Sunday Brunch: investing is not just about generating alpha

Sunday Brunch: investing is not just about generating alpha

At it's heart our financial system is really simple. Money flows from savers to spenders. Where this system struggles is when the actions of the spenders impose costs on the wider society that mean that the net return to savers (financial return minus imposed costs) are reduced.

At it's heart our financial system is really simple. Money flows from savers (retail, pension funds, endowments and family offices) to spenders (companies etc who want to invest, hopefully in productive assets). In return the savers get a financial return.
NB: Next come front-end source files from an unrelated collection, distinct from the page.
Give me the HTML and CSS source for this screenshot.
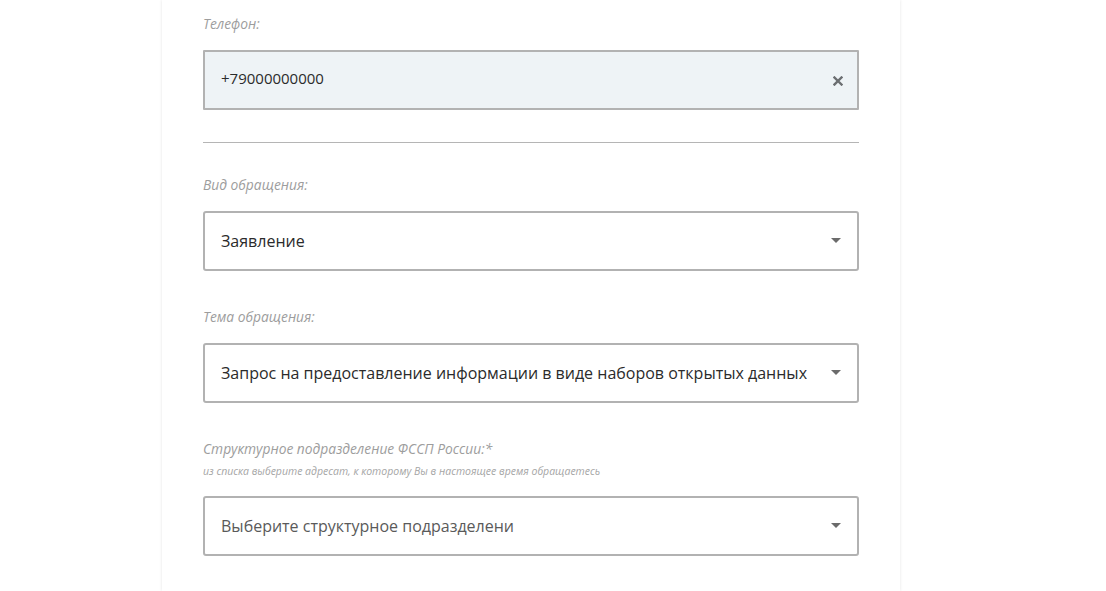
FILE: index.html
```html
<!DOCTYPE html>
<html lang="ru">
<head>
    <meta charset="UTF-8">
    <title>Обращение</title>
    <link rel="stylesheet" href="styles.css">
</head>
<body>
    <div class="card">
        <div class="field phone">
            <div class="label">Телефон:</div>
            <div class="input filled">
                <span class="value">+79000000000</span>
                <svg class="clear" width="10" height="10" viewBox="0 0 10 10">
                    <path d="M1.5 1.5 L8.5 8.5 M8.5 1.5 L1.5 8.5" stroke="#6b6e71" stroke-width="2.4" stroke-linecap="square"/>
                </svg>
            </div>
        </div>

        <hr class="divider">

        <div class="field">
            <div class="label">Вид обращения:</div>
            <div class="input select">
                <span class="value">Заявление</span>
                <svg class="arrow" width="10" height="5" viewBox="0 0 10 5"><path d="M0 0 H10 L5 5 Z" fill="#6b6b6b"/></svg>
            </div>
        </div>

        <div class="field">
            <div class="label">Тема обращения:</div>
            <div class="input select">
                <span class="value">Запрос на предоставление информации в виде наборов открытых данных</span>
                <svg class="arrow" width="10" height="5" viewBox="0 0 10 5"><path d="M0 0 H10 L5 5 Z" fill="#6b6b6b"/></svg>
            </div>
        </div>

        <div class="field">
            <div class="label">Структурное подразделение ФССП России:*</div>
            <div class="hint">из списка выберите адресат, к которому Вы в настоящее время обращаетесь</div>
            <div class="input select">
                <span class="value placeholder">Выберите структурное подразделени</span>
                <svg class="arrow" width="10" height="5" viewBox="0 0 10 5"><path d="M0 0 H10 L5 5 Z" fill="#6b6b6b"/></svg>
            </div>
        </div>
    </div>
</body>
</html>
```

FILE: styles.css
```css
html, body {
    margin: 0;
    padding: 0;
    background-color: #fff;
    font-family: 'Open Sans', 'Liberation Sans', sans-serif;
}
.card {
    margin-left: 162px;
    width: 738px;
    height: 591px;
    box-sizing: border-box;
    padding: 15px 41px 0 41px;
    background-color: #fff;
    box-shadow: 0 0 3px rgba(0, 0, 0, 0.11);
    overflow: hidden;
}
.field {
    width: 656px;
    margin-bottom: 37px;
}
.field.phone {
    margin-bottom: 0;
}
.label {
    font-size: 13.8px;
    line-height: 18px;
    font-style: italic;
    color: #9d9d9d;
    margin-bottom: 17px;
}
.hint {
    font-size: 10.5px;
    line-height: 14px;
    font-style: italic;
    color: #a5a5a5;
    margin-top: -11px;
    margin-bottom: 18px;
}
.input {
    display: flex;
    align-items: center;
    justify-content: space-between;
    height: 60px;
    box-sizing: border-box;
    padding: 0 16px 0 16px;
    border: 2px solid #b2b2b2;
    border-radius: 3px;
    background-color: #fff;
}
.input.filled {
    background-color: #eef3f6;
    border-radius: 1px;
}
.value {
    font-size: 16px;
    color: #2b2b2b;
    white-space: nowrap;
    overflow: hidden;
}
.filled .value {
    font-size: 15px;
    margin-top: -4px;
}
.placeholder {
    color: #5a5a5a;
}
.clear {
    margin-right: -2px;
    margin-top: 2px;
}
.arrow {
    flex-shrink: 0;
    margin-left: 20px;
    margin-top: -1px;
}
.divider {
    width: 656px;
    margin: 32px 0 33px 0;
    border: none;
    border-top: 1px solid #b5b5b5;
}
```
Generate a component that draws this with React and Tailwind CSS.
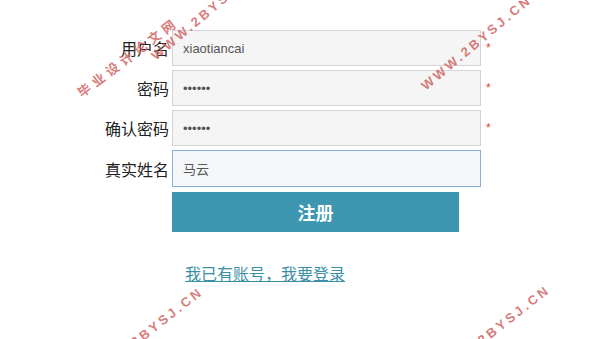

One area where this system struggles is when the actions of the spenders impose costs on the wider society that mean that the net return to savers (financial return minus imposed costs) is reduced.

This is the concept behind Universal Owners - savers (ie investors) who hold broadly diversified portfolios. Describing this in financial terms, they are unable to avoid/diversify away these external costs on society, and so regardless of how good their asset managers might be at beating the index, their long term financial returns are diminished. Universal owners need to think about their investments differently, in a way that is alien to how most asset managers currently work. Change is coming.

"we are all Universal owners now" - Dr Ellen Quigley.
"What is the purpose of investing. No, that isn't a trick question" - Lukomnik & Hawley.

If you work in the finance industry your answer to the Lukomnik & Hawley question probably includes phrases like 'risk weighted returns' and 'generating financial alpha' for your clients. But in a way this misses a fundamental point. Investing is also about the real economy, what some people call Main Street (differentiating it from the financial world or Wall Street).

Ignoring for a moment that we live in Main Street, and so it's success directly impacts the quality of our lives', Main Street is also important to our real world financial returns. Studies suggest that over 75% of our financial return comes from the performance of the market as a whole, something financial people call beta. Which means that the skill of our asset manager, who is normally focused on relative outperformance or alpha, is likely to be less important to us than the financial health of the world in which we live, which generates our beta.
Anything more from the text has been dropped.